See that bridge over there? When I was a kid, I took my rabbit to a pet fair they had over there. The rabbit won third place.
Tracy Chapman has come home. She’s in Cleveland, the city where she grew up and the city where her family still lives, riding to he sound check at a nightclub in the middle of a row of bars, restaurants and strip clubs along the banks of the Cuyahoga River. But aside from the rabbit story, she hardly seems consumed by the nostalgia you might expect of a home-town kid returning in triumph. At the show, in fact, she says, “This is the first time I’ve ever played my music publicly in Cleveland” – and then, when the crowd erupts in cheers, she adds bluntly, “I have to say, honestly, I don’t have any fond memories of this place.
But the crowd laughs and cheers at that line, too. Crammed into the sweltering club is a cross section of fans that vividly illustrates how broad her appeal can be: a handful of blacks; white fans from midteens to late thirties; a patio-full of Midwest record-industry heavies who schmoozed and partied before the show (Chapman, of course, didn’t make the soiree); non-fans along because of the word of mouth; a few drunks who insist on shouting lyrics; and, standing on their chairs so they can see over the crush, Chapman’s mother, and her sister, and her aunts, and several other family members.
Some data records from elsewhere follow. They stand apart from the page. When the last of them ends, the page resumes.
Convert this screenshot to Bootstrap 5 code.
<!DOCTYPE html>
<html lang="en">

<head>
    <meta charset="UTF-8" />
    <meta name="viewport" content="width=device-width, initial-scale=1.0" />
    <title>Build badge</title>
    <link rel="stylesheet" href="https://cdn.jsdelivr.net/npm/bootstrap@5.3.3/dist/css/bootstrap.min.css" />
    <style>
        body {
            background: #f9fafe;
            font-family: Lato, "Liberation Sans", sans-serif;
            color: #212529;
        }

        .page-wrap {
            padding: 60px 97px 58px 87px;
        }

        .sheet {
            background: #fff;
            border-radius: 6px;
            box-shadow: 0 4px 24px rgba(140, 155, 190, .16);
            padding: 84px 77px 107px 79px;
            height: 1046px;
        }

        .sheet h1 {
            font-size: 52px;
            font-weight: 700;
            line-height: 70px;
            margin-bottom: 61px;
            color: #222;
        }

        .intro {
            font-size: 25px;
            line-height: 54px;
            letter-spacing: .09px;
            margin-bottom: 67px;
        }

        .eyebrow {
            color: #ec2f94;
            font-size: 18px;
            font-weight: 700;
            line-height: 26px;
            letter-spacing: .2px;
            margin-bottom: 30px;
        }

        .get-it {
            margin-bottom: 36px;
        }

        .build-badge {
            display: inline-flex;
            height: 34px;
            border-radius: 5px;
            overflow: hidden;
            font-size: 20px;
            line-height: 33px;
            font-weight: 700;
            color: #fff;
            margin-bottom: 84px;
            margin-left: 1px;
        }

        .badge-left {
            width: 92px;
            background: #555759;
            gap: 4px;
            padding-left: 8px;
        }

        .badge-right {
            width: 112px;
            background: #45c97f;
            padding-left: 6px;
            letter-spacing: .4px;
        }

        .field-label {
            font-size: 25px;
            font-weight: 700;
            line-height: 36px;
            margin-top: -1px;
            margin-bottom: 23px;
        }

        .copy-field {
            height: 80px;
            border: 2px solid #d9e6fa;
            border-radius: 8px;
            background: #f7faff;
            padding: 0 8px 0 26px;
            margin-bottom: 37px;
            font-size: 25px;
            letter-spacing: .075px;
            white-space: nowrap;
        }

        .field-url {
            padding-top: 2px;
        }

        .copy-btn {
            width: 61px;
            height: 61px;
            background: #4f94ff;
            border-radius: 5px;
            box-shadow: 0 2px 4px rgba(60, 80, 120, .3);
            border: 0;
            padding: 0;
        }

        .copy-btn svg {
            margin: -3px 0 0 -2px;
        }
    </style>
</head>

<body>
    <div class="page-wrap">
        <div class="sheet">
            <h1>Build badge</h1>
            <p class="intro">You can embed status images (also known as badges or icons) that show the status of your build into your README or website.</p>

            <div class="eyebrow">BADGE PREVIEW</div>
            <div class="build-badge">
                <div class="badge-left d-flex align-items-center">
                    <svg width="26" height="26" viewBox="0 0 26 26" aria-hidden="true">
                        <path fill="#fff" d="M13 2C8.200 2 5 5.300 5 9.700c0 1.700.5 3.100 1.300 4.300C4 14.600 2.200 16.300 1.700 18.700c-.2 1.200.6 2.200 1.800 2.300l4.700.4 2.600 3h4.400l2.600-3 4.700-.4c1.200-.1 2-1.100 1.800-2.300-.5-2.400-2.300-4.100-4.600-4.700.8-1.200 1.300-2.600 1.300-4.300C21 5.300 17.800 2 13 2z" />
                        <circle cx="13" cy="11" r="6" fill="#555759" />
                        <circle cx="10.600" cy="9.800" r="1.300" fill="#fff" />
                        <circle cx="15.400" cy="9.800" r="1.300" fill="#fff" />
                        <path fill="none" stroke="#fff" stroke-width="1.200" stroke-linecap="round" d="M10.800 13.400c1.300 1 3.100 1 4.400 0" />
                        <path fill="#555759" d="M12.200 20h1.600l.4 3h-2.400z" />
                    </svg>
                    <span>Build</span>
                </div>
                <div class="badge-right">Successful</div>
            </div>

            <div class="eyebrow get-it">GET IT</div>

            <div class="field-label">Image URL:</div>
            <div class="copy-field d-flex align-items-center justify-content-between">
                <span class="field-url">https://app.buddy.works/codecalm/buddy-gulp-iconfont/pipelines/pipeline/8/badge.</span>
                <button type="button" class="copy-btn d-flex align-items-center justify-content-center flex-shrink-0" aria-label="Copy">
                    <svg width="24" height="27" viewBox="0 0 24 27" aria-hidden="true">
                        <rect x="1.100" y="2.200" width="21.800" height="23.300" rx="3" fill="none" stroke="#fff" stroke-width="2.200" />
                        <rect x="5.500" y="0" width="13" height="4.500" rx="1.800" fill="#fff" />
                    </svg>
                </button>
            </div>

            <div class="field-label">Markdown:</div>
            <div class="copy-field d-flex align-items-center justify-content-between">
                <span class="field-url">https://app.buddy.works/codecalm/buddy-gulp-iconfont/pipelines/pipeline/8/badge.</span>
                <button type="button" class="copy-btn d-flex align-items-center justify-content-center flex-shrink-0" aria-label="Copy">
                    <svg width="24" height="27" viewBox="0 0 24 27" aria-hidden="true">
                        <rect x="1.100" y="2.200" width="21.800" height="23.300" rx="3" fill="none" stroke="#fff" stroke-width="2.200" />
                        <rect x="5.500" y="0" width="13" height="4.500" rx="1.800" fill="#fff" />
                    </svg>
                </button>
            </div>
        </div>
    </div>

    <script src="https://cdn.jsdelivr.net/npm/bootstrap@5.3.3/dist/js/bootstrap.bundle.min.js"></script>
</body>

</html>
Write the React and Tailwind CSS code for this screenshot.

This is the crowd that pop stardom brings in, the careful listeners and the trendies, the devotees and the tag-alongs, the friends and the strangers who will continue to scream her name in the street and ask for autographs. This is the crowd that Tracy Chapman will have to get used to – and the crowd, one suspects, that she is beginning to make peace with already.
I’m a very open-minded person“, she says before the show, “and I’ve been very surprised to find that I had all these biases about who I think is gonna like my music.” Tracy Chapman shakes her head, breaks into her dazzling smile and laughs as if she were about to say something that surprises even herself.

And to find these 15-year-old kids who scream my name in the street like I’m some rock star or something…you know, that’s really nice.